%%

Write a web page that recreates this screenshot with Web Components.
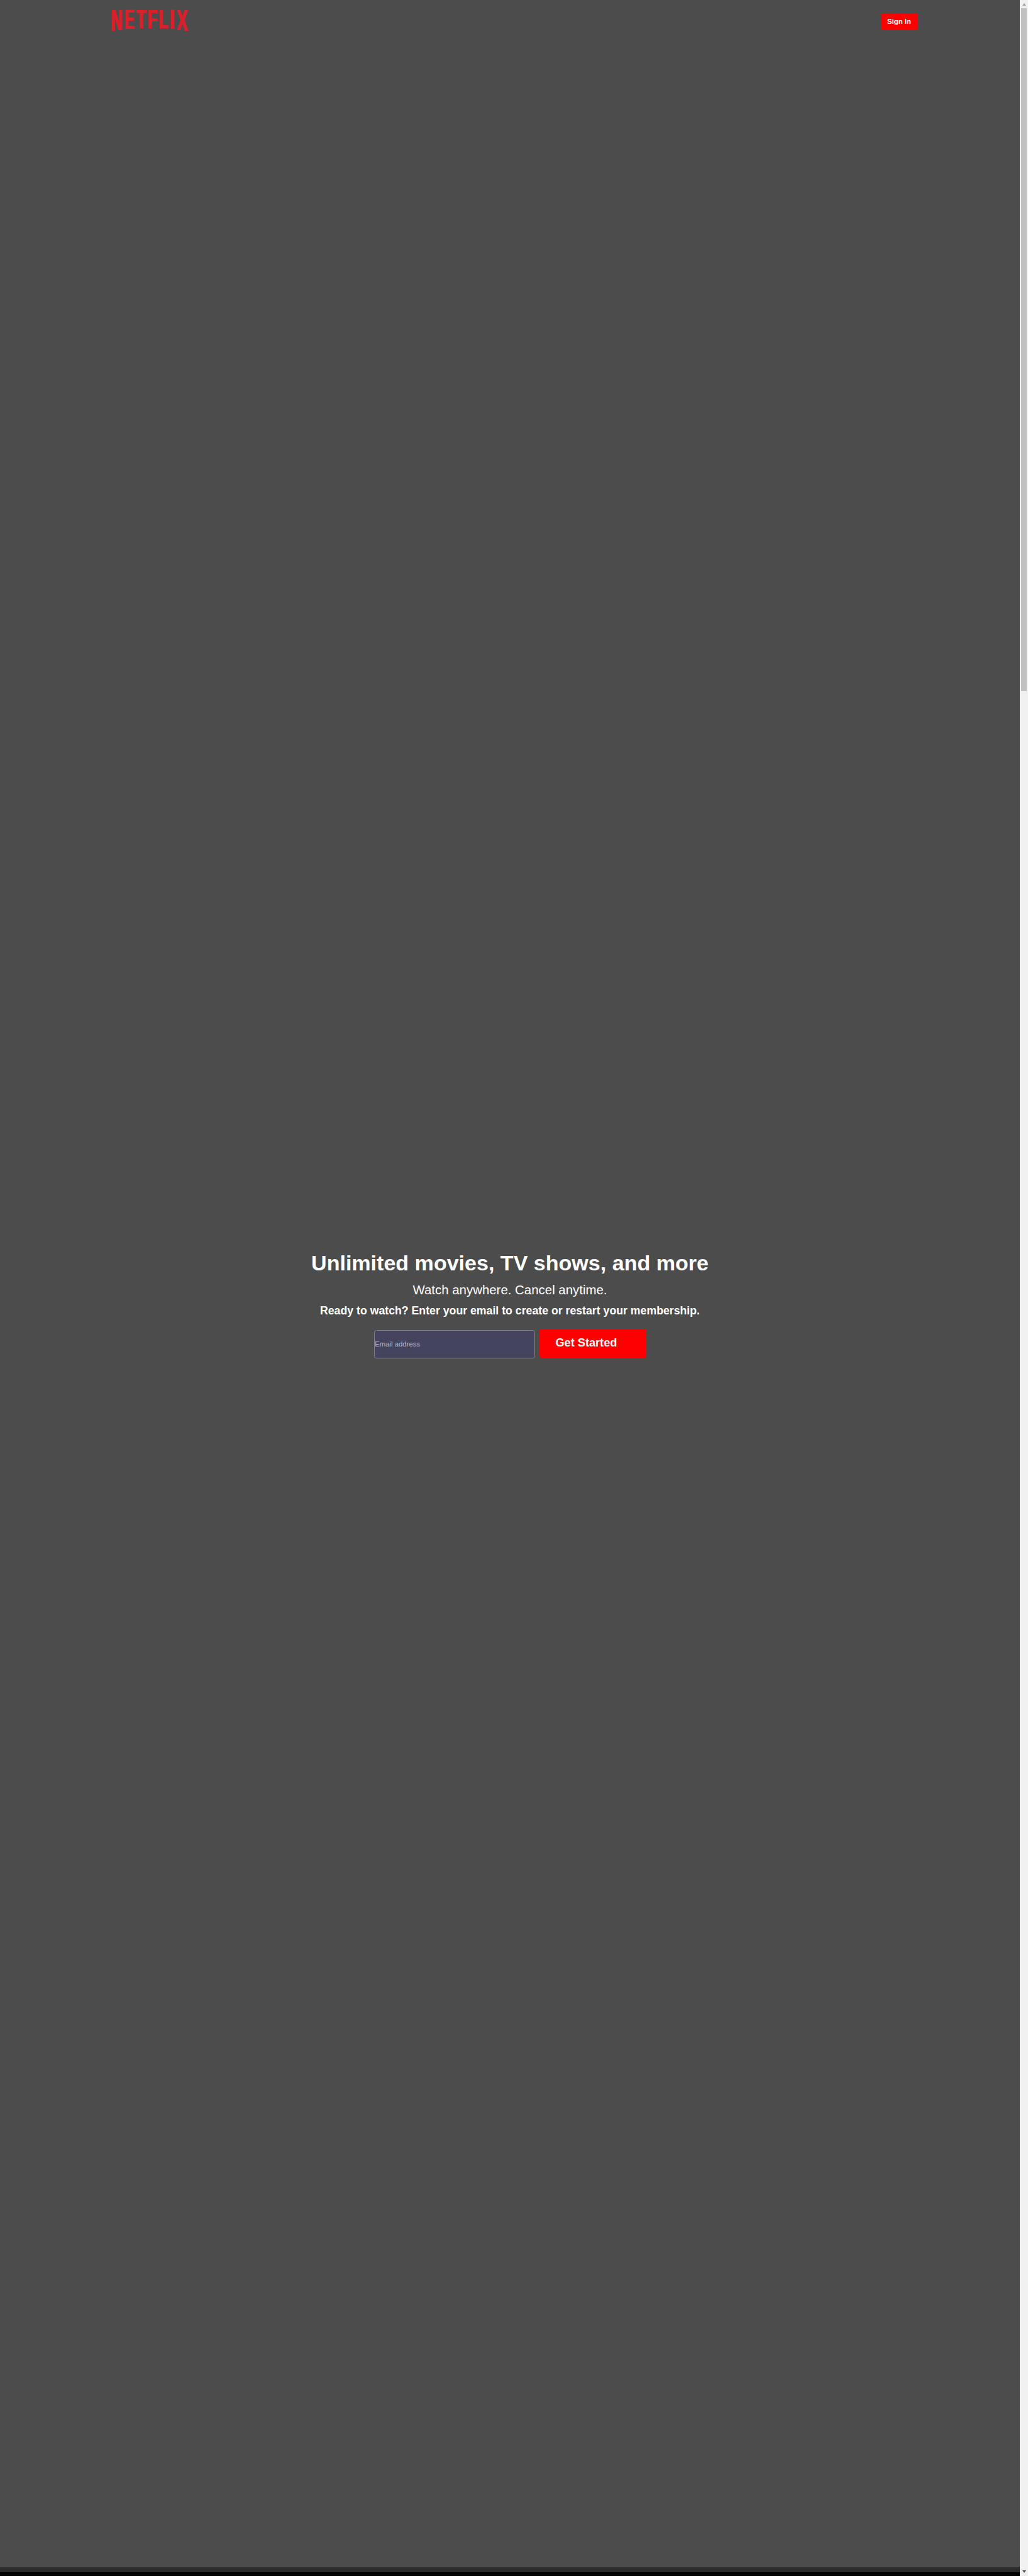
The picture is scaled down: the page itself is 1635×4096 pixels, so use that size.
<!DOCTYPE html>
<html lang="en">
<head>
<meta charset="utf-8">
<title>Netflix</title>
<style>
/* 1rem = 100 design units */
html { font-size: 85.15px; }
body { margin: 0; height: 4096px; overflow: hidden; background: #000; font-family: "Liberation Sans", Arial, sans-serif; color: #fff; }
</style>
</head>
<body>
<landing-page></landing-page>
<script>
const define = (name, html) => customElements.define(name, class extends HTMLElement {
  constructor() { super(); this.attachShadow({ mode: 'open' }).innerHTML = html; }
});

// [letter, ink start, ink end (font units), left, right, bottom]
const letters = [
  ['N', 137, 1342, 0, 19.4, 38.9], ['E', 137, 1274, 25.3, 42.4, 35.8],
  ['T', 42, 1208, 45.7, 64.8, 34.4], ['F', 137, 1168, 68.3, 85.4, 33.8],
  ['L', 137, 1188, 89, 105.8, 34.5], ['I', 137, 432, 110.3, 116.4, 35.4],
  ['X', 28, 1338, 121, 142.7, 38.9]
];
const grow = 2;
const wordmark = letters.map(([c, a, b, l, r, h]) => {
  const sx = (r - l - grow) / ((b - a) / 100), sy = h / 14.09;
  return `<text transform="matrix(${sx.toFixed(4)} 0 0 ${sy.toFixed(4)} ${(l - a / 100 * sx).toFixed(3)} ${h})">${c}</text>`;
}).join('');

define('brand-logo', `<style>
  :host { display: block; width: 1.43rem; height: .39rem; }
  svg { display: block; width: 100%; height: 100%; overflow: visible; }
  text { font: bold 20.48px "Liberation Sans", Arial, sans-serif; fill: #db202c; }
  g { filter: drop-shadow(${grow}px 0 0 #db202c); }
</style><svg viewBox="0 0 143 39" role="img" aria-label="NETFLIX">
<clipPath id="arc"><path d="M-1-1H144V39.5Q71.5 29.5-1 39.5Z"/></clipPath>
<g clip-path="url(#arc)">${wordmark}</g></svg>`);

define('red-button', `<style>
  :host { display: flex; box-sizing: border-box; align-items: center; background: #f00; border-radius: .04rem; font-weight: bold; white-space: nowrap; }
</style><slot></slot>`);

define('site-header', `<style>
  :host { display: flex; justify-content: space-between; align-items: flex-start; padding: .184rem 1.9rem 0 2.096rem; }
  red-button { width: .7rem; height: .3rem; margin-top: .066rem; padding-left: .122rem; font-size: .1333rem; }
</style><brand-logo></brand-logo><red-button>Sign In</red-button>`);

define('email-field', `<style>
  :host { display: block; width: 3rem; height: .53rem; }
  input { display: block; box-sizing: border-box; width: 100%; height: 100%; margin: 0; padding: 0; border: 1px solid #808080; border-radius: .04rem; background: #45445f; color: #fff; font: .1333rem "Liberation Sans", Arial, sans-serif; outline: 0; }
  input::placeholder { color: #b9b8c2; opacity: 1; }
</style><input type="email" placeholder="Email address">`);

define('hero-banner', `<style>
  :host { display: flex; flex-direction: column; align-items: center; padding-top: 22.784rem; }
  h1, h2, h3 { margin: 0; white-space: nowrap; }
  h1 { font-size: .4rem; line-height: .46rem; }
  h2 { font-size: .24rem; line-height: .28rem; font-weight: normal; margin-top: .135rem; }
  h3 { font-size: .208rem; line-height: .24rem; margin-top: .125rem; }
  form { display: flex; align-items: flex-start; gap: .083rem; margin: .217rem 0 0 .014rem; }
  email-field { margin-top: .02rem; }
  red-button { width: 2rem; height: .54rem; padding: 0 0 .022rem .303rem; font-size: .2133rem; }
</style>
<h1>Unlimited movies, TV shows, and more</h1>
<h2>Watch anywhere. Cancel anytime.</h2>
<h3>Ready to watch? Enter your email to create or restart your membership.</h3>
<form><email-field></email-field><red-button>Get Started</red-button></form>`);

define('scroll-rail', `<style>
  :host { display: flex; flex-direction: column; align-items: center; justify-content: space-between; box-sizing: border-box; width: 13px; background: #f0f0f0; padding: 5px 0; }
  .top { display: flex; flex-direction: column; align-items: center; gap: 4px; }
  .thumb { width: 9px; height: 1086px; background: #c1c1c1; }
  svg { display: block; width: 6px; height: 4px; }
</style><div class="top"><svg viewBox="0 0 6 4"><path d="M3 0 6 4H0Z" fill="#a2a2a2"/></svg><div class="thumb"></div></div>
<svg viewBox="0 0 6 4"><path d="M0 0H6L3 4Z" fill="#505050"/></svg>`);

define('landing-page', `<style>
  :host { display: flex; height: 4096px; }
  main { flex: 1; display: flex; flex-direction: column; min-width: 0; }
  .screen { flex: 1; background: #4c4c4c; }
  .divider { height: 8px; background: #2d2d2d; }
  .next { height: 6px; background: #000; }
</style><main><div class="screen"><site-header></site-header><hero-banner></hero-banner></div><div class="divider"></div><div class="next"></div></main><scroll-rail></scroll-rail>`);
</script>
</body>
</html>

%%

• [Set exercise]: Set down the material above as is, without any pictures.

• [Answer for this exercise]:
Write a web page that recreates this screenshot with Web Components.
The picture is scaled down: the page itself is 1635×4096 pixels, so use that size.
<!DOCTYPE html>
<html lang="en">
<head>
<meta charset="utf-8">
<title>Netflix</title>
<style>
/* 1rem = 100 design units */
html { font-size: 85.15px; }
body { margin: 0; height: 4096px; overflow: hidden; background: #000; font-family: "Liberation Sans", Arial, sans-serif; color: #fff; }
</style>
</head>
<body>
<landing-page></landing-page>
<script>
const define = (name, html) => customElements.define(name, class extends HTMLElement {
  constructor() { super(); this.attachShadow({ mode: 'open' }).innerHTML = html; }
});

// [letter, ink start, ink end (font units), left, right, bottom]
const letters = [
  ['N', 137, 1342, 0, 19.4, 38.9], ['E', 137, 1274, 25.3, 42.4, 35.8],
  ['T', 42, 1208, 45.7, 64.8, 34.4], ['F', 137, 1168, 68.3, 85.4, 33.8],
  ['L', 137, 1188, 89, 105.8, 34.5], ['I', 137, 432, 110.3, 116.4, 35.4],
  ['X', 28, 1338, 121, 142.7, 38.9]
];
const grow = 2;
const wordmark = letters.map(([c, a, b, l, r, h]) => {
  const sx = (r - l - grow) / ((b - a) / 100), sy = h / 14.09;
  return `<text transform="matrix(${sx.toFixed(4)} 0 0 ${sy.toFixed(4)} ${(l - a / 100 * sx).toFixed(3)} ${h})">${c}</text>`;
}).join('');

define('brand-logo', `<style>
  :host { display: block; width: 1.43rem; height: .39rem; }
  svg { display: block; width: 100%; height: 100%; overflow: visible; }
  text { font: bold 20.48px "Liberation Sans", Arial, sans-serif; fill: #db202c; }
  g { filter: drop-shadow(${grow}px 0 0 #db202c); }
</style><svg viewBox="0 0 143 39" role="img" aria-label="NETFLIX">
<clipPath id="arc"><path d="M-1-1H144V39.5Q71.5 29.5-1 39.5Z"/></clipPath>
<g clip-path="url(#arc)">${wordmark}</g></svg>`);

define('red-button', `<style>
  :host { display: flex; box-sizing: border-box; align-items: center; background: #f00; border-radius: .04rem; font-weight: bold; white-space: nowrap; }
</style><slot></slot>`);

define('site-header', `<style>
  :host { display: flex; justify-content: space-between; align-items: flex-start; padding: .184rem 1.9rem 0 2.096rem; }
  red-button { width: .7rem; height: .3rem; margin-top: .066rem; padding-left: .122rem; font-size: .1333rem; }
</style><brand-logo></brand-logo><red-button>Sign In</red-button>`);

define('email-field', `<style>
  :host { display: block; width: 3rem; height: .53rem; }
  input { display: block; box-sizing: border-box; width: 100%; height: 100%; margin: 0; padding: 0; border: 1px solid #808080; border-radius: .04rem; background: #45445f; color: #fff; font: .1333rem "Liberation Sans", Arial, sans-serif; outline: 0; }
  input::placeholder { color: #b9b8c2; opacity: 1; }
</style><input type="email" placeholder="Email address">`);

define('hero-banner', `<style>
  :host { display: flex; flex-direction: column; align-items: center; padding-top: 22.784rem; }
  h1, h2, h3 { margin: 0; white-space: nowrap; }
  h1 { font-size: .4rem; line-height: .46rem; }
  h2 { font-size: .24rem; line-height: .28rem; font-weight: normal; margin-top: .135rem; }
  h3 { font-size: .208rem; line-height: .24rem; margin-top: .125rem; }
  form { display: flex; align-items: flex-start; gap: .083rem; margin: .217rem 0 0 .014rem; }
  email-field { margin-top: .02rem; }
  red-button { width: 2rem; height: .54rem; padding: 0 0 .022rem .303rem; font-size: .2133rem; }
</style>
<h1>Unlimited movies, TV shows, and more</h1>
<h2>Watch anywhere. Cancel anytime.</h2>
<h3>Ready to watch? Enter your email to create or restart your membership.</h3>
<form><email-field></email-field><red-button>Get Started</red-button></form>`);

define('scroll-rail', `<style>
  :host { display: flex; flex-direction: column; align-items: center; justify-content: space-between; box-sizing: border-box; width: 13px; background: #f0f0f0; padding: 5px 0; }
  .top { display: flex; flex-direction: column; align-items: center; gap: 4px; }
  .thumb { width: 9px; height: 1086px; background: #c1c1c1; }
  svg { display: block; width: 6px; height: 4px; }
</style><div class="top"><svg viewBox="0 0 6 4"><path d="M3 0 6 4H0Z" fill="#a2a2a2"/></svg><div class="thumb"></div></div>
<svg viewBox="0 0 6 4"><path d="M0 0H6L3 4Z" fill="#505050"/></svg>`);

define('landing-page', `<style>
  :host { display: flex; height: 4096px; }
  main { flex: 1; display: flex; flex-direction: column; min-width: 0; }
  .screen { flex: 1; background: #4c4c4c; }
  .divider { height: 8px; background: #2d2d2d; }
  .next { height: 6px; background: #000; }
</style><main><div class="screen"><site-header></site-header><hero-banner></hero-banner></div><div class="divider"></div><div class="next"></div></main><scroll-rail></scroll-rail>`);
</script>
</body>
</html>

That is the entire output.